Sağlık hizmeti sunarken şartların çok kısıtlı olduğunu söyleyen Dr. Aydoğan, “Sağlık hizmeti sunmaya çalışıyorsunuz ama şartlar çok kısıtlı. Mesela ameliyat yapıyorsunuz ama antibiyotik yok. Ameliyat sonrası biz hastalara narkotik ağrı kesiciler yaparız ama orada yok” dedi. Kışın hiçbir ısınma hizmetinin olmadığını belirten doktor, “Ameliyat yapıyorsunuz ama bombalama olduğunda tüm hastalar aynı anda hastaneye geliyor ve sadece iki tane ameliyathane masası var. Mecburen hastalar arasında seçim yapmak zorunda kalıyorsunuz. Bazen hastalar beklerken şehit oluyor” sözlerini sarf etti.

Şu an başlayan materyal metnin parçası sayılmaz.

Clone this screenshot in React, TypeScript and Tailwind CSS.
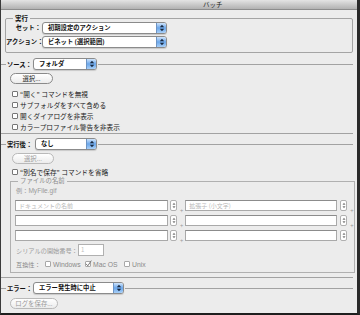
import React from "react";

const JP = "font-['Noto_Sans_CJK_JP','Noto_Sans',sans-serif]";

function Arrows({ color = "#1a2a40" }: { color?: string }) {
  return (
    <svg width="6" height="8" viewBox="0 0 6 8">
      <path d="M3 0.8 L5.2 3.2 L0.8 3.2 Z" fill={color} />
      <path d="M3 7.2 L5.2 4.8 L0.8 4.8 Z" fill={color} />
    </svg>
  );
}

function Select({ w, text }: { w: string; text: string }) {
  return (
    <div
      className={`${w} flex h-[12px] items-center overflow-hidden rounded-[3px] border border-[#8b8b8b] bg-white shadow-[0_1px_1px_rgba(0,0,0,0.15)]`}
    >
      <span className="flex-1 truncate pl-[5px] text-[6.3px] font-bold leading-[10px] text-[#111]">{text}</span>
      <div className="flex h-full w-[10px] items-center justify-center border-l border-[#6d94c4] bg-linear-to-b from-[#cfe4fb] via-[#6aa6ea] to-[#a9d0f8]">
        <Arrows />
      </div>
    </div>
  );
}

function Check({ checked = false, dim = false }: { checked?: boolean; dim?: boolean }) {
  return (
    <span
      className={`relative inline-flex h-[6px] w-[6px] shrink-0 items-center justify-center rounded-[1px] border bg-white ${
        dim ? "border-[#a8a8a8]" : "border-[#777]"
      }`}
    >
      {checked && (
        <svg width="7" height="7" viewBox="0 0 7 7" className="absolute left-[-1px] top-[-2px]">
          <path d="M1 3.8 L2.8 5.8 L6.3 0.6" stroke="#777" strokeWidth="1" fill="none" />
        </svg>
      )}
    </span>
  );
}

function CheckRow({ label, dim = false }: { label: string; dim?: boolean }) {
  return (
    <div className="flex h-[11px] items-center gap-[2px] pl-[11px]">
      <Check dim={dim} />
      <span className={`text-[6.7px] leading-[10px] ${dim ? "text-[#888]" : "text-[#1a1a1a]"}`}>{label}</span>
    </div>
  );
}

function Button({ w, label, dim = false }: { w: string; label: string; dim?: boolean }) {
  return (
    <div
      className={`${w} flex h-[11px] items-center justify-center rounded-full border ${
        dim ? "border-[#b9b9b9] text-[#9a9a9a]" : "border-[#8a8a8a] text-[#1a1a1a]"
      } bg-linear-to-b from-white to-[#ececec] text-[6.4px] leading-[9px]`}
    >
      {label}
    </div>
  );
}

function Line({ cls = "flex-1" }: { cls?: string }) {
  return <div className={`${cls} h-px bg-[#a2a2a2]`} />;
}

function Stepper() {
  return (
    <div className="flex h-[11px] w-[7px] items-center justify-center rounded-[2px] border border-[#b0b0b0] bg-white">
      <svg width="4" height="7" viewBox="0 0 4 7">
        <path d="M2 0.8 L3.5 2.8 L0.5 2.8 Z" fill="#777" />
        <path d="M2 6.2 L3.5 4.2 L0.5 4.2 Z" fill="#777" />
      </svg>
    </div>
  );
}

function Field({ w, ph }: { w: string; ph?: string }) {
  return (
    <div
      className={`${w} flex h-[11px] items-center border border-[#a9a9a9] border-t-[#8c8c8c] bg-white pl-[3px] text-[6px] leading-[9px] text-[#b8b8b8]`}
    >
      {ph}
    </div>
  );
}

function Plus() {
  return <span className="w-[4px] text-center text-[6px] leading-[9px] text-[#999]">+</span>;
}

function ComboRow({ left, right, last = false }: { left?: string; right?: string; last?: boolean }) {
  return (
    <div className="flex h-[11px] items-center pl-[4px]">
      <Field w="w-[153px]" ph={left} />
      <div className="ml-[2px]">
        <Stepper />
      </div>
      <div className="ml-[3px]">
        <Plus />
      </div>
      <div className="ml-[2px]">
        <Field w="w-[152px]" ph={right} />
      </div>
      <div className="ml-[3px]">
        <Stepper />
      </div>
      {!last && (
        <div className="ml-[3px]">
          <Plus />
        </div>
      )}
    </div>
  );
}

export default function App() {
  return (
    <div
      className={`${JP} flex h-[315px] w-[360px] flex-col overflow-hidden border-b-2 border-l border-r-[3px] border-b-[#1e1e1e] border-l-[#3a3a3a] border-r-[#2a2a2a] bg-[#ececec] text-black`}
    >
      {/* title bar */}
      <div className="flex h-[10px] shrink-0 items-center border-b border-[#8d8d8d] bg-linear-to-b from-[#e4e4e4] to-[#b2b2b2] pl-[202px]">
        <span className="text-[6.5px] leading-[9px] text-[#222]">バッチ</span>
      </div>

      {/* 実行 group */}
      <fieldset className="ml-[4px] mt-[4px] w-[348px] shrink-0 rounded-[2px] border border-[#a4a4a4] pb-[5px]">
        <legend className="ml-[7px] px-[2px] text-[6.5px] font-bold leading-[8px] text-[#111]">実行</legend>
        <div className="flex flex-col gap-[3px]">
          <div className="flex h-[11px] items-center">
            <span className="w-[35px] text-right text-[6.3px] font-bold leading-[9px] text-[#111]">セット：</span>
            <div className="ml-[1px]">
              <Select w="w-[125px]" text="初期設定のアクション" />
            </div>
          </div>
          <div className="flex h-[11px] items-center">
            <span className="w-[35px] whitespace-nowrap text-right text-[6.3px] font-bold leading-[9px] text-[#111]">アクション：</span>
            <div className="ml-[1px]">
              <Select w="w-[125px]" text="ビネット (選択範囲)" />
            </div>
          </div>
        </div>
      </fieldset>

      {/* ソース */}
      <div className="mt-[5px] flex h-[12px] shrink-0 items-center pr-[4px]">
        <Line cls="w-[5px]" />
        <span className="ml-[1px] w-[26px] text-[6.3px] font-bold leading-[9px] text-[#111]">ソース：</span>
        <Select w="w-[64px]" text="フォルダ" />
        <div className="ml-[1px] flex-1">
          <Line cls="w-full" />
        </div>
      </div>
      <div className="ml-[9px] mt-[3px] shrink-0">
        <Button w="w-[43px]" label="選択..." />
      </div>
      <div className="mt-[4px] flex shrink-0 flex-col">
        <CheckRow label="“開く” コマンドを無視" />
        <CheckRow label="サブフォルダをすべて含める" />
        <CheckRow label="開くダイアログを非表示" />
        <CheckRow label="カラープロファイル警告を非表示" />
      </div>
      <div className="mt-[1px] flex shrink-0 pr-[4px]">
        <Line />
      </div>

      {/* 実行後 */}
      <div className="mt-[4px] flex h-[12px] shrink-0 items-center pr-[4px]">
        <Line cls="w-[5px]" />
        <span className="ml-[1px] w-[28px] text-[6.3px] font-bold leading-[9px] text-[#111]">実行後：</span>
        <Select w="w-[62px]" text="なし" />
        <div className="ml-[1px] flex-1">
          <Line cls="w-full" />
        </div>
      </div>
      <div className="ml-[11px] mt-[3px] shrink-0">
        <Button w="w-[42px]" label="選択..." dim />
      </div>
      <div className="mt-[2px] shrink-0">
        <CheckRow label="“別名で保存” コマンドを省略" />
      </div>

      <fieldset className="ml-[9px] w-[345px] shrink-0 border border-[#b0b0b0] pb-[3px]">
        <legend className="ml-[7px] px-[2px] text-[6.4px] leading-[8px] text-[#8a8a8a]">ファイルの名前</legend>
        <div className="flex h-[10px] items-center pl-[5px] text-[6.2px] leading-[9px] text-[#9a9a9a]">
          例：<span className="font-['Liberation_Sans',sans-serif] text-[6.6px]">MyFile.gif</span>
        </div>
        <div className="mt-[5px] flex flex-col gap-[4px]">
          <ComboRow left="ドキュメントの名前" right="拡張子 (小文字)" />
          <ComboRow />
          <ComboRow last />
        </div>
        <div className="mt-[3px] flex h-[12px] items-center pl-[5px]">
          <span className="w-[62px] text-[6.2px] leading-[9px] text-[#9a9a9a]">シリアルの開始番号：</span>
          <div className="h-[12px] w-[26px] border border-[#b0b0b0] bg-white pl-[2px] text-[6px] leading-[10px] text-[#c0c0c0]">
            1
          </div>
        </div>
        <div className="mt-[3px] flex h-[10px] items-center pl-[5px] text-[#8a8a8a]">
          <span className="w-[29px] text-[6.2px] leading-[9px]">互換性：</span>
          <Check dim />
          <span className="ml-[2px] w-[32px] font-['Liberation_Sans',sans-serif] text-[6.8px] leading-[9px]">Windows</span>
          <Check checked dim />
          <span className="ml-[2px] w-[31px] font-['Liberation_Sans',sans-serif] text-[6.8px] leading-[9px]">Mac OS</span>
          <Check dim />
          <span className="ml-[2px] font-['Liberation_Sans',sans-serif] text-[6.8px] leading-[9px]">Unix</span>
        </div>
      </fieldset>

      <div className="mt-[4px] flex shrink-0 pr-[4px]">
        <Line />
      </div>

      {/* エラー */}
      <div className="mt-[4px] flex h-[12px] shrink-0 items-center pr-[4px]">
        <Line cls="w-[5px]" />
        <span className="ml-[1px] w-[26px] text-[6.3px] font-bold leading-[9px] text-[#111]">エラー：</span>
        <Select w="w-[91px]" text="エラー発生時に中止" />
        <div className="ml-[1px] flex-1">
          <Line cls="w-full" />
        </div>
      </div>
      <div className="ml-[9px] mt-[4px] shrink-0">
        <Button w="w-[48px]" label="ログを保存..." dim />
      </div>
    </div>
  );
}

Yaşadığı acıklı olayları da paylaşan uzman doktor, “Bir tane altı yaşında bir çocuk vardı, ameliyata alacağız. Ameliyata aldık, karnına girdiğimizde böyle 1,5 litrenin üstünde bir kanama vardı. Kanamaları temizledik, kanama odaklarını durdurduk. Sonra ben ameliyattan çıktım, dışarıda yeni bir hasta vardı, 25 yaşında. Acil ameliyata almamız lazım. Baktım, içerideki çocuk hasta çıkmıyor, bir baktım ki kalp masajına başlamışlar. Ben de kalp masajı yaptım. Sırayla, yarım saate aşkın süre kalp masajı yaptıktan sonra hastanın artık vefat ettiğine, şehit olduğuna kanaat getirip bıraktık. Sonra ben dışarıdaki hastaya yöneldim, 25 yaşındaki erkek hastaya.
O da beklerken şehit olmuştu” dedi.
“İsrail’in hastanelerde devamlı yıkım yapması, hastanelere saldırmasının aslında özel bir amacı var” diyen Aydoğan, “Gazze’de hayatı, yaşamı bitirmek istiyor. Yaralıların ölmesini hızlandırmak, şehit olmalarını hızlandırmak için hastanelere saldırı yapıyor. Ve dünyada, yeryüzünde hastanelere saldıran tek devlet olma özelliğini yaşıyor” sözlerini kullandı.